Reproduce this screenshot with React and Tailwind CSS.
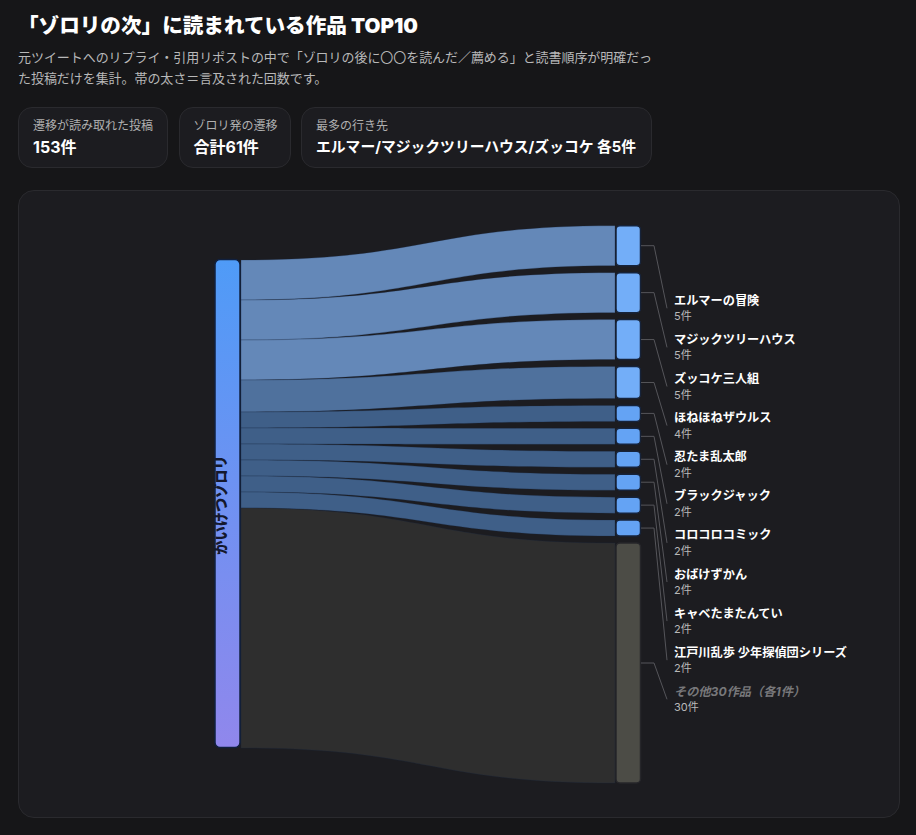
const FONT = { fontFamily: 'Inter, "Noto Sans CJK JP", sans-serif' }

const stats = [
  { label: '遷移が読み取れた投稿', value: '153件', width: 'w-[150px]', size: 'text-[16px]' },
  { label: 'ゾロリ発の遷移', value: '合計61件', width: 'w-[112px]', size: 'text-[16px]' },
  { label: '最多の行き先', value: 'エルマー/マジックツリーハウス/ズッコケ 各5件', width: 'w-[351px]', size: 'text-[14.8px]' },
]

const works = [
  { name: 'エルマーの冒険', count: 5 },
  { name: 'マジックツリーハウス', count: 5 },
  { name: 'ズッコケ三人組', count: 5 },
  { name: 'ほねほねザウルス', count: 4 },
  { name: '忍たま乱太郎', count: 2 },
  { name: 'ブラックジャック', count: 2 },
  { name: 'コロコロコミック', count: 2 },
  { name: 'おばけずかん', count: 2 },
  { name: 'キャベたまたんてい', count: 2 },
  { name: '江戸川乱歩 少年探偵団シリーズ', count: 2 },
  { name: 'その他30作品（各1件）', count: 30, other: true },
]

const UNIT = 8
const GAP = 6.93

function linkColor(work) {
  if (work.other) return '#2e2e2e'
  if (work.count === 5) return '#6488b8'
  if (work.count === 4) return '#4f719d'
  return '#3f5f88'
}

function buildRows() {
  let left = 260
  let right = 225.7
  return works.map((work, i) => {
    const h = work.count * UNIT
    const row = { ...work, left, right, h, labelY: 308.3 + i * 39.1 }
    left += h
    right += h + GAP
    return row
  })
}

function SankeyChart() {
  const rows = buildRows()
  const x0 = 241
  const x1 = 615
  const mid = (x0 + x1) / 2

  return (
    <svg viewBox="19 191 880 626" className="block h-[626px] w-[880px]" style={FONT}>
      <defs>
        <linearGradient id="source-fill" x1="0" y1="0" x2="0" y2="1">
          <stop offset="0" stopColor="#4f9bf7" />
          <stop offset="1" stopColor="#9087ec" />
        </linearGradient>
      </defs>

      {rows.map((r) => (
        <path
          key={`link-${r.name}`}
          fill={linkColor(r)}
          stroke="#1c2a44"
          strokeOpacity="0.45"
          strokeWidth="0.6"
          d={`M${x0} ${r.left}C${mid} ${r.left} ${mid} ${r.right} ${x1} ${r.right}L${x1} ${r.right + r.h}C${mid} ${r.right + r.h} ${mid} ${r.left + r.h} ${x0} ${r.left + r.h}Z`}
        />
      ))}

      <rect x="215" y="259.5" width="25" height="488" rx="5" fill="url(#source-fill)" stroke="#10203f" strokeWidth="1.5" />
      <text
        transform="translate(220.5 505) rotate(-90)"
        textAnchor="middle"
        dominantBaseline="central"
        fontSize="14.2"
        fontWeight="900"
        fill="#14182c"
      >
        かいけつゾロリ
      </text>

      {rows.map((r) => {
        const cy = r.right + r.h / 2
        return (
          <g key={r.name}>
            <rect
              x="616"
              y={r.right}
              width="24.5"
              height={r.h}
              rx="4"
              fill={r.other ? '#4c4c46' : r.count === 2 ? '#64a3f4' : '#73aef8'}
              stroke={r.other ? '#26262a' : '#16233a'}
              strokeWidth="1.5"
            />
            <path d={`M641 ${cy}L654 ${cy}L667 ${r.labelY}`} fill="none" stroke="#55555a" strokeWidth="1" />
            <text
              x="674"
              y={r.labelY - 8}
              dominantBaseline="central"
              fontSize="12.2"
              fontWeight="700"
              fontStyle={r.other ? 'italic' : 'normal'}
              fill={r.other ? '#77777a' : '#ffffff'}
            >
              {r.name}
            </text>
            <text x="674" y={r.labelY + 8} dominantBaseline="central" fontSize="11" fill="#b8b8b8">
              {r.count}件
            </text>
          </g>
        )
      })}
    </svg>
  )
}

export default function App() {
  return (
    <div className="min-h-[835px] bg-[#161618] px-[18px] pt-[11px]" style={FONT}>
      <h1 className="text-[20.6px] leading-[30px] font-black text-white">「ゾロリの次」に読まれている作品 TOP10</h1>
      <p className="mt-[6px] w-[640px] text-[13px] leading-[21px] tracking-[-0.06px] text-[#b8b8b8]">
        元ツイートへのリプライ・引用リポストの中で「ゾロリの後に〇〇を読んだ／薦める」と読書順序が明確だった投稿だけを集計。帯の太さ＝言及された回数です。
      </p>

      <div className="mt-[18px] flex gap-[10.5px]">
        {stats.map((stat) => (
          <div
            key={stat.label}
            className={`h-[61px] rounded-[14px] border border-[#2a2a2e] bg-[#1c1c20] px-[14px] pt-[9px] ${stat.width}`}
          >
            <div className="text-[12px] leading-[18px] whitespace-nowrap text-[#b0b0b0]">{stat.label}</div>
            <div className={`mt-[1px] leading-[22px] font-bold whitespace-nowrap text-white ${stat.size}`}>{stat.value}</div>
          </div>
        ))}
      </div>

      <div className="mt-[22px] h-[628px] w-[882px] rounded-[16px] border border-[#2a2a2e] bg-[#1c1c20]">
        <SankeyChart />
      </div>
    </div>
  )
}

### OBJECTIVE
Quote the material exactly. Pictures stay out.

### EXERCISE ANSWER
Reproduce this screenshot with React and Tailwind CSS.
const FONT = { fontFamily: 'Inter, "Noto Sans CJK JP", sans-serif' }

const stats = [
  { label: '遷移が読み取れた投稿', value: '153件', width: 'w-[150px]', size: 'text-[16px]' },
  { label: 'ゾロリ発の遷移', value: '合計61件', width: 'w-[112px]', size: 'text-[16px]' },
  { label: '最多の行き先', value: 'エルマー/マジックツリーハウス/ズッコケ 各5件', width: 'w-[351px]', size: 'text-[14.8px]' },
]

const works = [
  { name: 'エルマーの冒険', count: 5 },
  { name: 'マジックツリーハウス', count: 5 },
  { name: 'ズッコケ三人組', count: 5 },
  { name: 'ほねほねザウルス', count: 4 },
  { name: '忍たま乱太郎', count: 2 },
  { name: 'ブラックジャック', count: 2 },
  { name: 'コロコロコミック', count: 2 },
  { name: 'おばけずかん', count: 2 },
  { name: 'キャベたまたんてい', count: 2 },
  { name: '江戸川乱歩 少年探偵団シリーズ', count: 2 },
  { name: 'その他30作品（各1件）', count: 30, other: true },
]

const UNIT = 8
const GAP = 6.93

function linkColor(work) {
  if (work.other) return '#2e2e2e'
  if (work.count === 5) return '#6488b8'
  if (work.count === 4) return '#4f719d'
  return '#3f5f88'
}

function buildRows() {
  let left = 260
  let right = 225.7
  return works.map((work, i) => {
    const h = work.count * UNIT
    const row = { ...work, left, right, h, labelY: 308.3 + i * 39.1 }
    left += h
    right += h + GAP
    return row
  })
}

function SankeyChart() {
  const rows = buildRows()
  const x0 = 241
  const x1 = 615
  const mid = (x0 + x1) / 2

  return (
    <svg viewBox="19 191 880 626" className="block h-[626px] w-[880px]" style={FONT}>
      <defs>
        <linearGradient id="source-fill" x1="0" y1="0" x2="0" y2="1">
          <stop offset="0" stopColor="#4f9bf7" />
          <stop offset="1" stopColor="#9087ec" />
        </linearGradient>
      </defs>

      {rows.map((r) => (
        <path
          key={`link-${r.name}`}
          fill={linkColor(r)}
          stroke="#1c2a44"
          strokeOpacity="0.45"
          strokeWidth="0.6"
          d={`M${x0} ${r.left}C${mid} ${r.left} ${mid} ${r.right} ${x1} ${r.right}L${x1} ${r.right + r.h}C${mid} ${r.right + r.h} ${mid} ${r.left + r.h} ${x0} ${r.left + r.h}Z`}
        />
      ))}

      <rect x="215" y="259.5" width="25" height="488" rx="5" fill="url(#source-fill)" stroke="#10203f" strokeWidth="1.5" />
      <text
        transform="translate(220.5 505) rotate(-90)"
        textAnchor="middle"
        dominantBaseline="central"
        fontSize="14.2"
        fontWeight="900"
        fill="#14182c"
      >
        かいけつゾロリ
      </text>

      {rows.map((r) => {
        const cy = r.right + r.h / 2
        return (
          <g key={r.name}>
            <rect
              x="616"
              y={r.right}
              width="24.5"
              height={r.h}
              rx="4"
              fill={r.other ? '#4c4c46' : r.count === 2 ? '#64a3f4' : '#73aef8'}
              stroke={r.other ? '#26262a' : '#16233a'}
              strokeWidth="1.5"
            />
            <path d={`M641 ${cy}L654 ${cy}L667 ${r.labelY}`} fill="none" stroke="#55555a" strokeWidth="1" />
            <text
              x="674"
              y={r.labelY - 8}
              dominantBaseline="central"
              fontSize="12.2"
              fontWeight="700"
              fontStyle={r.other ? 'italic' : 'normal'}
              fill={r.other ? '#77777a' : '#ffffff'}
            >
              {r.name}
            </text>
            <text x="674" y={r.labelY + 8} dominantBaseline="central" fontSize="11" fill="#b8b8b8">
              {r.count}件
            </text>
          </g>
        )
      })}
    </svg>
  )
}

export default function App() {
  return (
    <div className="min-h-[835px] bg-[#161618] px-[18px] pt-[11px]" style={FONT}>
      <h1 className="text-[20.6px] leading-[30px] font-black text-white">「ゾロリの次」に読まれている作品 TOP10</h1>
      <p className="mt-[6px] w-[640px] text-[13px] leading-[21px] tracking-[-0.06px] text-[#b8b8b8]">
        元ツイートへのリプライ・引用リポストの中で「ゾロリの後に〇〇を読んだ／薦める」と読書順序が明確だった投稿だけを集計。帯の太さ＝言及された回数です。
      </p>

      <div className="mt-[18px] flex gap-[10.5px]">
        {stats.map((stat) => (
          <div
            key={stat.label}
            className={`h-[61px] rounded-[14px] border border-[#2a2a2e] bg-[#1c1c20] px-[14px] pt-[9px] ${stat.width}`}
          >
            <div className="text-[12px] leading-[18px] whitespace-nowrap text-[#b0b0b0]">{stat.label}</div>
            <div className={`mt-[1px] leading-[22px] font-bold whitespace-nowrap text-white ${stat.size}`}>{stat.value}</div>
          </div>
        ))}
      </div>

      <div className="mt-[22px] h-[628px] w-[882px] rounded-[16px] border border-[#2a2a2e] bg-[#1c1c20]">
        <SankeyChart />
      </div>
    </div>
  )
}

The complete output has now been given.